アクセルスペースとWHEREは、人工衛星の地球観測画像とAIを用い、不動産登記情報の高精度化を図るPoCを開始した。対象エリアは東京、神奈川、埼玉など6都府県で、都市開発や土地利用の変化を自動検知し、登記情報と照合する。
アクセルスペースと不動産AIツールを提供するWHEREは2025年9月17日、人工衛星画像とAIを活用して不動産登記情報の精度を高めるPoC(概念実証)を共同で開始したと発表した。
PoCでは、アクセルスペースが運用する光学地球観測衛星「GRUS(グルース)」による画像データと、WHEREの不動産探索AIを連携させ、現地調査や紙資料に頼っていた土地の現況把握の効率化を図る。
特に登記情報と現在の土地利用状況に差があるケースに注目し、そのギャップを画像とAI解析で抽出。業者や自治体が利用できるデータとして提供する。
今回の検出対象は、東京、神奈川、埼玉、千葉、大阪、福岡の6都府県が対象で、1カ月間に複数回撮影した衛星画像を基に土地や建物の変化をAIで検知し、登記情報と照合する。検知した差異データを事業者や自治体に提供することで、実務による技術検証とニーズ調査を行う。
今後は都市部だけでなく、空き家や休耕地が多い地方都市、災害リスクの高いエリアにも拡大し、ソリューションの商用化も見据える。
また両社は、不動産業界にとどまらず、都市計画や防災、インフラ管理、金融分野への適用も進める構えだ。なお、アクセルスペースは、次世代地球観測衛星「GRUS-3(グルーススリー)」シリーズを2026年中に7機打ち上げるという。GRUSは、地球観測を目的にした質量100キロ級の光学小型衛星で、アクセルスペースの地球観測データ提供事業「AxelGlobe」のサービス提供に利用している。

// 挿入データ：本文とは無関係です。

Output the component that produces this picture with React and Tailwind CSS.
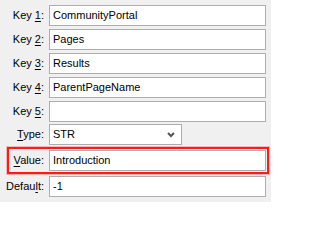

WHERE 代表取締役 阿久津岳生氏は今回のPoCについて、「WHEREは“宇宙から地球の不動産市場を変える”というビジョンを掲げ、不動産業界の情報格差をなくし、誰もが簡単にグローバルに価値ある不動産にアクセスできる社会を目指している。衛星画像とAIを組み合わせることで、従来は“見えなかった”不動産情報をこれまでにないスピードで可視化し、活用できる可能性がある」と意義を語る。